On a subsequent note, La Porchetta has since signed a Proactive Compliance Deed with the Fair Work Ombudsman.  Under the terms of the Deed, La Porchetta will conduct a three year self-audit of wages at 24 of its 65 stores and will work with franchisees to ensure prompt repayment where irregularities are found.

It has also agreed to provide new franchisees with employment induction training and employment packs covering key aspects of workplace laws.5

Bottom line for employers

These cases demonstrate that underpaying employees can result in very serious penalties, which may in fact exceed the amount by which an employee has been underpaid in the first place.

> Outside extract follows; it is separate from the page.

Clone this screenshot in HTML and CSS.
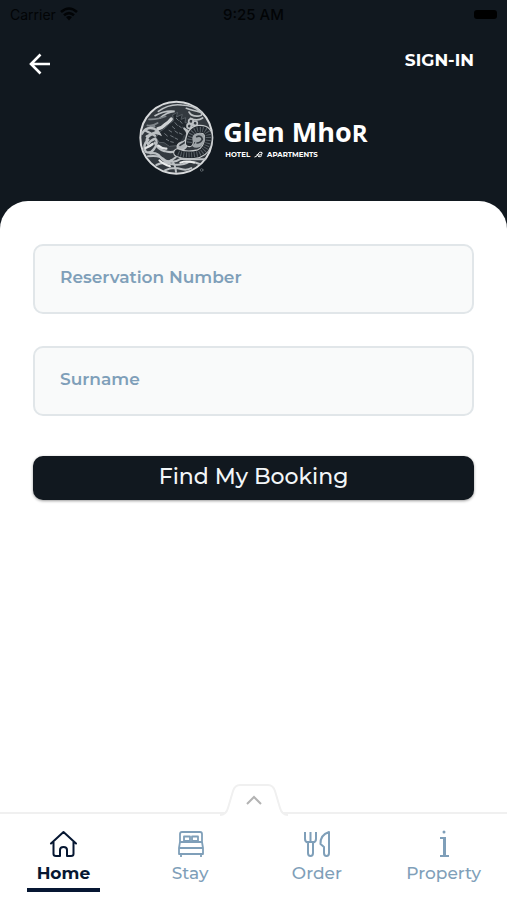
FILE: index.html
```html
<!DOCTYPE html>
<html lang="en">
<head>
<meta charset="UTF-8" />
<meta name="viewport" content="width=device-width, initial-scale=1" />
<title>Glen Mhor - Find My Booking</title>
<link rel="stylesheet" href="styles.css">
</head>
<body>

<header class="header">
  <div class="status-bar">
    <span class="carrier">Carrier
      <svg width="18" height="14" viewBox="0 0 18 14" fill="none" stroke="currentColor" stroke-width="2.6" aria-hidden="true">
        <path d="M1 5 Q9 -2 17 5M4 8.3 Q9 4 14 8.3" />
        <path d="M6 10 Q9 7.8 12 10 L9 13.5Z" fill="currentColor" stroke="none" />
      </svg>
    </span>
    <span class="time">9:25 AM</span>
    <span class="battery"><i></i></span>
  </div>

  <div class="top-bar">
    <button class="back" type="button" aria-label="Back">
      <svg width="22" height="22" viewBox="0 0 22 22" fill="none" stroke="currentColor" stroke-width="2.6" aria-hidden="true">
        <path d="M22 11H3M12.5 1.5L3 11l9.5 9.5" />
      </svg>
    </button>
    <a class="sign-in" href="#">SIGN-IN</a>
  </div>

  <div class="logo">
    <svg class="emblem" width="76" height="76" viewBox="0 0 228 228" fill="none" stroke="#bcc0c3" stroke-width="5" stroke-linecap="round" aria-hidden="true">
      <circle cx="112" cy="113" r="108" fill="#33393f" stroke="#d8dadc" stroke-width="6" />
      <!-- clouds -->
      <path d="M58 34Q92 10 128 15Q162 15 188 38Q157 30 142 25M48 47Q78 30 107 34Q82 37 63 54M150 36Q158 51 181 48Q195 45 184 36M154 55Q176 65 191 54" />
      <path d="M30 58Q58 59 80 49M25 76Q41 79 56 69M20 89Q34 80 47 79" stroke="#80868b" />
      <path d="M57 86Q69 84 79 73Q91 66 97 57" stroke="#cfd2d4" stroke-width="10" />
      <!-- head and mane -->
      <path d="M102 44L116 37L112 51L130 43L126 58L140 53L138 68L150 69L144 84L149 98L136 108L129 124L112 137L91 139L75 128L60 127L51 112L64 94L79 84L90 72L103 63Z" fill="#20262c" stroke="#555c62" stroke-width="3" />
      <path d="M112 55l6 6M123 63l6 7M108 68l7 8M120 78l7 5M131 82l8 6M100 80l7 6M90 91l8 5M108 93l8 6M121 99l8 4M77 101l8 7M95 107l8 4M108 114l8 4M82 118l7 4M95 125l8 2" stroke="#6f767c" stroke-width="3" />
      <!-- fore leg and leaf -->
      <path d="M9 101Q22 78 45 86Q57 91 62 102Q44 94 29 109Q18 120 27 133Q34 121 49 116Q59 127 45 147Q34 163 20 155Q9 135 28 119" stroke-width="7" />
      <path d="M18 91L48 107M23 109L54 95M47 128Q58 149 76 153Q97 160 111 152M34 160Q55 156 64 171Q77 190 95 183" stroke-width="7" />
      <path d="M20 144Q31 140 41 132M58 137Q70 147 82 146" stroke="#e2e4e5" stroke-width="7" />
      <!-- flower -->
      <circle cx="156" cy="64" r="7" /><circle cx="168" cy="70" r="7" />
      <circle cx="151" cy="78" r="7" /><circle cx="163" cy="82" r="7" />
      <path d="M158 91Q157 104 147 112M160 100Q174 91 190 91" />
      <!-- belly -->
      <path d="M134 84Q149 97 142 113Q139 124 127 127Q111 133 116 145Q126 157 140 143Q149 133 151 119Q159 104 145 91Z" fill="#aeb3b7" />
      <path d="M123 136L139 126M135 109Q137 119 129 121" stroke="#343b41" />
      <!-- coiled tail -->
      <path d="M151 128Q154 91 180 88Q211 86 208 118Q205 151 179 161Q142 170 116 158" stroke="#c4c8ca" stroke-width="27" />
      <path d="M151 128Q154 91 180 88Q211 86 208 118Q205 151 179 161Q142 170 116 158" stroke="#20262c" stroke-width="20" />
      <path d="M151 128Q154 91 180 88Q211 86 208 118Q205 151 179 161Q142 170 116 158" stroke="#596167" stroke-width="16" stroke-linecap="butt" stroke-dasharray="3 5" />
      <path d="M164 125Q158 107 173 102Q191 99 196 113Q196 129 182 139Q169 144 162 137Q174 131 171 120Z" fill="#9fa5a9" stroke="#9fa5a9" />
      <path d="M173 110Q187 105 190 118Q184 129 174 129" stroke="#31383e" stroke-width="5" />
      <!-- water -->
      <path d="M27 169Q64 164 79 181Q104 192 126 176Q164 178 199 178M52 195Q73 184 94 192Q128 199 151 185Q165 184 181 192M78 211Q101 200 126 207Q145 212 157 204M96 180Q109 190 111 216M110 172Q94 186 73 188" stroke-width="6" />
      <path d="M61 181Q74 194 93 199M124 188Q143 181 165 188" stroke="#eceded" stroke-width="6" />
      <circle cx="188" cy="210" r="4" stroke="#747b80" stroke-width="2" />
    </svg>
    <div class="brand">
      <span class="brand-name">Glen Mho<small>R</small></span>
      <span class="brand-sub">HOTEL
        <svg width="9" height="7" viewBox="0 0 18 14" fill="none" stroke="currentColor" stroke-width="2" aria-hidden="true">
          <path d="M1 12Q6 12 8 6Q11 0 16 3Q18 7 12 8H5M8 11Q13 13 16 9" />
        </svg>
        APARTMENTS</span>
    </div>
  </div>
</header>

<main class="sheet">
  <form class="booking-form">
    <input class="field" type="text" name="reservation" placeholder="Reservation Number" aria-label="Reservation Number" />
    <input class="field" type="text" name="surname" placeholder="Surname" aria-label="Surname" />
    <button class="submit" type="submit">Find My Booking</button>
  </form>
</main>

<nav class="tabs">
  <button class="expand" type="button" aria-label="Expand menu">
    <svg width="68" height="32" viewBox="0 0 68 32" fill="none" aria-hidden="true">
      <path d="M0 31Q6 31 8 24L13 7Q15 1 20 1H48Q53 1 55 7L60 24Q62 31 68 31V32H0Z" fill="#fff" />
      <path d="M0 31Q6 31 8 24L13 7Q15 1 20 1H48Q53 1 55 7L60 24Q62 31 68 31" stroke="#f0f0f0" stroke-width="2" />
      <path d="M27 20L34 13L41 20" stroke="#b3b3b3" stroke-width="2" />
    </svg>
  </button>
  <a class="tab active" href="#">
    <svg width="28" height="28" viewBox="0 0 28 28" fill="none" stroke="currentColor" stroke-width="2" stroke-linejoin="round" stroke-linecap="round" aria-hidden="true">
      <path d="M2 13.5L14.5 2L27 13.5M4.5 12V24Q4.5 26 7 26H11V20Q11 17 14.5 17Q18 17 18 20V26H22Q24.5 26 24.5 24V12" />
    </svg>
    <span>Home</span>
  </a>
  <a class="tab" href="#">
    <svg width="28" height="28" viewBox="0 0 28 28" fill="none" stroke="currentColor" stroke-width="1.8" stroke-linejoin="round" aria-hidden="true">
      <path d="M4 12V4Q4 2 6 2H24Q26 2 26 4V12M4 12L3 18V24H27V18L26 12M4 12H26M3 18H27M5 24V27M25 24V27M8 6.500H14V11H8ZM16 6.500H22V11H16Z" />
    </svg>
    <span>Stay</span>
  </a>
  <a class="tab" href="#">
    <svg width="28" height="28" viewBox="0 0 28 28" fill="none" stroke="currentColor" stroke-width="2" stroke-linejoin="round" aria-hidden="true">
      <path d="M2 2V9Q2 12 5 12.5V23Q5 26 7.500 26Q10 26 10 23V12.5Q13 12 13 9V2M7.500 2V12M3 12H12M26 2V23Q26 26 23.5 26Q21 26 21 23V17L17.500 14Q17 5 26 2Z" />
    </svg>
    <span>Order</span>
  </a>
  <a class="tab" href="#">
    <svg width="28" height="28" viewBox="0 0 28 28" fill="none" stroke="currentColor" stroke-width="2" aria-hidden="true">
      <path d="M10 8H15M10 26H19" />
      <path d="M14.5 7V26" stroke-width="3" />
      <circle cx="14" cy="2" r="1.500" fill="currentColor" stroke="none" />
    </svg>
    <span>Property</span>
  </a>
</nav>

</body>
</html>
```
FILE: styles.css
```css
* { box-sizing: border-box; }
body {
  margin: 0;
  min-height: 100vh;
  display: flex;
  flex-direction: column;
  background: #11181f;
  font-family: Montserrat, Inter, sans-serif;
}
button { font-family: inherit; cursor: pointer; }
a { text-decoration: none; }
svg { display: block; }

.header { color: #fff; padding-bottom: 25px; }
.status-bar {
  display: grid;
  grid-template-columns: 1fr auto 1fr;
  align-items: center;
  height: 28px;
  padding: 0 10px;
  color: #020406;
  font-family: Inter, sans-serif;
  font-size: 15px;
}
.carrier { display: flex; align-items: center; gap: 4px; font-size: 14px; }
.time { font-weight: 500; }
.battery { justify-self: end; }
.battery i { display: block; width: 23px; height: 9px; border-radius: 3px; background: #000; }

.top-bar {
  display: flex;
  justify-content: space-between;
  align-items: center;
  height: 72px;
  padding: 0 33px 8px 28px;
}
.back { padding: 8px 0 0; border: 0; background: none; color: #fff; }
.sign-in { color: #fff; font-size: 17px; font-weight: 700; }

.logo { display: flex; justify-content: center; align-items: center; gap: 8px; }
.brand { display: flex; flex-direction: column; padding-bottom: 4px; }
.brand-name { font-family: "Open Sans", sans-serif; font-size: 27px; line-height: 36px; font-weight: 700; }
.brand-name small { font-size: 24px; }
.brand-sub { display: flex; align-items: center; gap: 4px; padding-left: 2px; font-size: 7px; line-height: 8px; font-weight: 700; }

.sheet {
  flex: 1;
  padding: 43px 33px;
  border-radius: 28px 28px 0 0;
  background: #fff;
}
.booking-form { display: flex; flex-direction: column; }
.field {
  width: 100%;
  height: 70px;
  margin-bottom: 32px;
  padding: 0 25px 5px;
  border: 2px solid #e1e6e9;
  border-radius: 10px;
  background: #f9fafa;
  color: #11181f;
  font-family: inherit;
  font-size: 17px;
  font-weight: 600;
}
.field::placeholder { color: #7f9fb9; opacity: 1; }
.submit {
  height: 44px;
  margin-top: 8px;
  padding: 0 0 3px;
  border: 0;
  border-radius: 10px;
  background: #11181f;
  box-shadow: 0 1px 3px rgba(0, 0, 0, 0.4);
  color: #f3f6f8;
  font-size: 22px;
  font-weight: 500;
}

.tabs {
  position: relative;
  display: grid;
  grid-template-columns: repeat(4, 1fr);
  height: 88px;
  padding-top: 16px;
  border-top: 2px solid #f0f0f0;
  background: #fff;
}
.expand {
  position: absolute;
  bottom: 100%;
  left: 50%;
  margin: 0 0 -2px -34px;
  padding: 0;
  border: 0;
  background: none;
}
.tab {
  display: flex;
  flex-direction: column;
  align-items: center;
  gap: 4px;
  color: #7f9fb9;
  font-size: 17px;
  line-height: 22px;
  font-weight: 500;
}
.active { color: #061732; font-weight: 700; }
.active::after { content: ""; width: 73px; height: 4px; background: #061732; }
```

In situations involving multiple breaches and/or multiple affected employees, penalties may also be multiplied, resulting in a significant financial exposure.

Employers should also remember that the courts’ power to order payment of civil penalties to employees presents an added incentive for employees to pursue their entitlements through to a final hearing, despite orders for payment of legal costs not being available.